N’Diaye Ramatoulaye Diallo is a Malian politician and entrepreneur. She was the Minister of Handicrafts, Tourism and Culture in Mali from 2014 to 2020.

She is the daughter of Diallo Lalla Sy, a Malian politician, the former Minister of Employment and Public Service.

== Career ==
She began in the private sector where as founder of the earliest public relations agency (since 1998), she advises and supports the development of several private companies and affixes her mark of creativity on the major international events that have marked the Malian scene between 2000 and 2010. Her political rise stemmed from efforts to mobilize citizens for widespread participation in voting, particularly during a time of public disaffection, distrust in political elites, and general disenchantment among the Malian population.

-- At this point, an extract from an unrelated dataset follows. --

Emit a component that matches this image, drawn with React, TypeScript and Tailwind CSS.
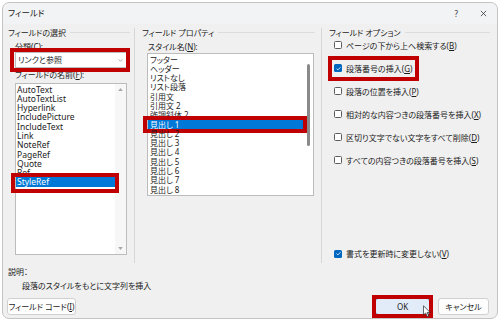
import React from 'react';

const leftItems = ['AutoText', 'AutoTextList', 'Hyperlink', 'IncludePicture', 'IncludeText', 'Link', 'NoteRef', 'PageRef', 'Quote', 'Ref', 'StyleRef'];
const styleItems = ['フッター', 'ヘッダー', 'リストなし', 'リスト段落', '引用文', '引用文 2', '強調斜体 2', '見出し 1', '見出し 2', '見出し 3', '見出し 4', '見出し 5', '見出し 6', '見出し 7', '見出し 8'];

const options = [
  { text: 'ページの下から上へ検索する', key: 'B', checked: false, marked: false },
  { text: '段落番号の挿入', key: 'G', checked: true, marked: true },
  { text: '段落の位置を挿入', key: 'P', checked: false, marked: false },
  { text: '相対的な内容つきの段落番号を挿入', key: 'X', checked: false, marked: false },
  { text: '区切り文字でない文字をすべて削除', key: 'D', checked: false, marked: false },
  { text: 'すべての内容つきの段落番号を挿入', key: 'S', checked: false, marked: false },
];

// red annotation frame drawn over a control
function RedMark({ className }: { className: string }) {
  return <div className={`pointer-events-none absolute border-[4px] border-[#c00000] ${className}`} />;
}

function GroupHeading({ label, className }: { label: string; className: string }) {
  return (
    <div className={`mt-[3px] flex h-[11px] items-center gap-[4px] leading-[11px] ${className}`}>
      <span className="whitespace-nowrap">{label}</span>
      <span className="h-px flex-1 bg-[#dddddd]" />
    </div>
  );
}

function CheckBox({ text, keyChar, checked }: { text: string; keyChar: string; checked: boolean }) {
  return (
    <div className="flex h-[11px] items-center gap-[4px] whitespace-nowrap leading-[11px]">
      {checked ? (
        <span className="flex h-[8px] w-[8px] items-center justify-center rounded-[1.5px] bg-[#0067c0]">
          <svg viewBox="0 0 8 8" className="h-[7px] w-[7px]">
            <path d="M1.8 4.1 L3.3 5.6 L6.3 2.5" stroke="white" strokeWidth="0.9" fill="none" />
          </svg>
        </span>
      ) : (
        <span className="h-[8px] w-[8px] rounded-[1.5px] border border-[#5c5c5c] bg-white" />
      )}
      <span>
        {text}(<span className="underline">{keyChar}</span>)
      </span>
    </div>
  );
}

export default function App() {
  return (
    <div className="h-[321px] w-[500px] bg-white p-[2px] font-['Noto_Sans','Noto_Sans_CJK_JP',sans-serif] text-[8px] text-[#1b1b1b] [font-feature-settings:'palt']">
      <div className="flex h-[317px] w-[496px] flex-col rounded-[7px] border border-[#c4c4c4] bg-[#f0f0f0]">
        {/* title bar */}
        <div className="flex h-[21px] items-center justify-between rounded-t-[7px] bg-[#f2f3f5] pl-[5px] pr-[10px]">
          <span className="text-[8.5px]">フィールド</span>
          <div className="flex items-center gap-[22px]">
            <span className="text-[8px] text-[#333]">?</span>
            <svg viewBox="0 0 8 8" className="h-[7px] w-[7px]">
              <path d="M1 1 L7 7 M7 1 L1 7" stroke="#333" strokeWidth="0.9" />
            </svg>
          </div>
        </div>

        {/* three groups */}
        <div className="flex h-[239px]">
          {/* フィールドの選択 */}
          <div className="flex w-[131px] flex-col">
            <GroupHeading label="フィールドの選択" className="pl-[5px] pr-[4px]" />
            <div className="ml-[12px] mt-[4px] h-[10px] leading-[10px]">
              分類(<span className="underline">C</span>):
            </div>
            <div className="relative ml-[12px] flex h-[16px] w-[112px] items-center justify-between border border-[#bdbdbd] bg-white pl-[2px] pr-[3px]">
              <span>リンクと参照</span>
              <svg viewBox="0 0 6 4" className="h-[3px] w-[5px]">
                <path d="M0.5 0.5 L3 3 L5.5 0.5" stroke="#777" strokeWidth="0.8" fill="none" />
              </svg>
              <RedMark className="-bottom-[5px] -left-[6px] -right-[4px] -top-[5px]" />
            </div>
            <div className="ml-[12px] mt-[2px] h-[10px] leading-[10px]">
              フィールドの名前(<span className="underline">F</span>):
            </div>
            <div className="ml-[12px] mt-[3px] flex h-[172px] w-[112px] border border-[#bcbcbc] bg-white">
              <div className="flex flex-1 flex-col pt-[0.5px] text-[8.5px]">
                {leftItems.map((item) => (
                  <div
                    key={item}
                    className={
                      item === 'StyleRef'
                        ? 'relative h-[9.3px] bg-[#0078d7] pl-[1px] leading-[9.3px] text-white'
                        : 'relative h-[9.3px] pl-[1px] leading-[9.3px]'
                    }
                  >
                    {item}
                    {item === 'StyleRef' && <RedMark className="-bottom-[6px] -left-[5px] -right-[4px] -top-[4px]" />}
                  </div>
                ))}
              </div>
              <div className="flex w-[11px] flex-col items-center justify-between bg-[#f7f7f7] py-[4px]">
                <svg viewBox="0 0 6 4" className="h-[3px] w-[5px]">
                  <path d="M0 4 L3 0 L6 4 Z" fill="#a6a6a6" />
                </svg>
                <svg viewBox="0 0 6 4" className="h-[3px] w-[5px]">
                  <path d="M0 0 L6 0 L3 4 Z" fill="#a6a6a6" />
                </svg>
              </div>
            </div>
          </div>

          <div className="mt-[4px] w-px bg-[#d6d6d6]" />

          {/* フィールド プロパティ */}
          <div className="flex w-[186px] flex-col">
            <GroupHeading label="フィールド プロパティ" className="pl-[7px] pr-[6px]" />
            <div className="ml-[13px] mt-[4px] h-[10px] leading-[10px]">
              スタイル名(<span className="underline">N</span>):
            </div>
            <div className="ml-[12px] mt-[1px] flex h-[143px] w-[167px] border border-[#bcbcbc] bg-white">
              <div className="flex flex-1 flex-col pt-[0.5px]">
                {styleItems.map((item) => (
                  <div
                    key={item}
                    className={
                      item === '見出し 1'
                        ? 'relative h-[9.3px] bg-[#0078d7] pl-[2px] leading-[9.3px] text-white'
                        : 'relative h-[9.3px] pl-[2px] leading-[9.3px]'
                    }
                  >
                    {item}
                    {item === '見出し 1' && <RedMark className="-bottom-[4px] -left-[5px] -right-[4px] -top-[4px]" />}
                  </div>
                ))}
              </div>
              <div className="flex w-[10px] justify-center pt-[10px]">
                <div className="h-[82px] w-[3px] rounded-full bg-[#8a8a8a]" />
              </div>
            </div>
          </div>

          <div className="mt-[4px] w-px bg-[#d6d6d6]" />

          {/* フィールド オプション */}
          <div className="flex flex-1 flex-col">
            <GroupHeading label="フィールド オプション" className="pl-[7px] pr-[7px]" />
            <div className="ml-[12px] mt-[1.5px] flex flex-col gap-[12px]">
              {options.map((o) => (
                <div key={o.key} className="relative self-start">
                  <CheckBox text={o.text} keyChar={o.key} checked={o.checked} />
                  {o.marked && <RedMark className="-bottom-[7px] -left-[6px] -right-[7px] -top-[7px]" />}
                </div>
              ))}
            </div>
            <div className="mb-[4px] ml-[12px] mt-auto">
              <CheckBox text="書式を更新時に変更しない" keyChar="V" checked />
            </div>
          </div>
        </div>

        {/* description */}
        <div className="mt-[2.5px] h-[11px] pl-[5px] leading-[11px]">説明：</div>
        <div className="mt-[3px] h-[11px] pl-[19px] leading-[11px]">段落のスタイルをもとに文字列を挿入</div>

        {/* buttons */}
        <div className="mt-[7.5px] flex items-center pl-[4px] pr-[8px]">
          <button className="flex h-[17px] w-[69px] items-center justify-center rounded-[3px] border border-[#d0d0d0] bg-[#fdfdfd]">
            フィールド コード(<span className="underline">I</span>)
          </button>
          <div className="flex-1" />
          <button className="relative flex h-[17px] w-[55px] items-center justify-center rounded-[3px] border border-[#5b8fd0] bg-[#e1ecf8]">
            OK
            <RedMark className="-bottom-[4px] -left-[4px] -right-[4px] -top-[4px]" />
            <svg viewBox="0 0 9 14" className="absolute left-[47px] top-[6px] h-[13px] w-[8px]">
              <path d="M0.5 0.5 L0.5 11 L3 8.7 L4.8 12.8 L6.4 12.1 L4.7 8.1 L8 8.1 Z" fill="white" stroke="#222" strokeWidth="0.8" strokeLinejoin="round" />
            </svg>
          </button>
          <button className="ml-[8px] flex h-[17px] w-[51px] items-center justify-center rounded-[3px] border border-[#d0d0d0] bg-[#fdfdfd]">
            キャンセル
          </button>
        </div>
      </div>
    </div>
  );
}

She later entered the political arena and, in 2013, became the deputy director of the presidential campaign for Ibrahim Boubacar Keïta, who at the time represented hopes for change and national sovereignty. Appointed Minister of Handicrafts, Tourism and Culture, she designed and implemented a vast program entitled Timbuktu Renaissance and passes the first law on intellectual property, which recognizes the status of artists and their right to live. of their work. She also launched a program to renew festivals in Mali. She launched in 2019 the initiative Mirii Blon in order to gather cultural actors and create synergy between the actors of the field and help culture blossoms in Mali. At internationally level, she is also the initiator of the first African Cultural Governance Barometer, a tool that aims to operationalize the Charter for the Cultural Renaissance of the African Union. She was a Special Advisor to UAE for Dubai Expo 2020 for Africa and Francophone countries. She is currently the founder and CEO of GGWoA Foundation.

== Education ==
After completing her studies in 1993, she earned an International Bachelor of Arts in Communication and Marketing from Barry University in Miami in 1996, followed by a Master's degree in Marketing and Advertising from Columbus University in 1998. She also holds a postgraduate degree in strategic management and economic intelligence from Economic Warfare School of Paris.

== Recognition ==
In April 2017, the new government of Mali renewed her appointment as Minister of Culture, citing her previous accomplishments, including streamlining staff within her department and implementing a consensual agreement aimed at enabling artists to earn a decent living from their copyrights. She has been honored as an Officer of the National Order of Mali, a Commander of the National Order of Merit of France and is a recipient of the Commemorative Medal for the 70th anniversary of UNESCO.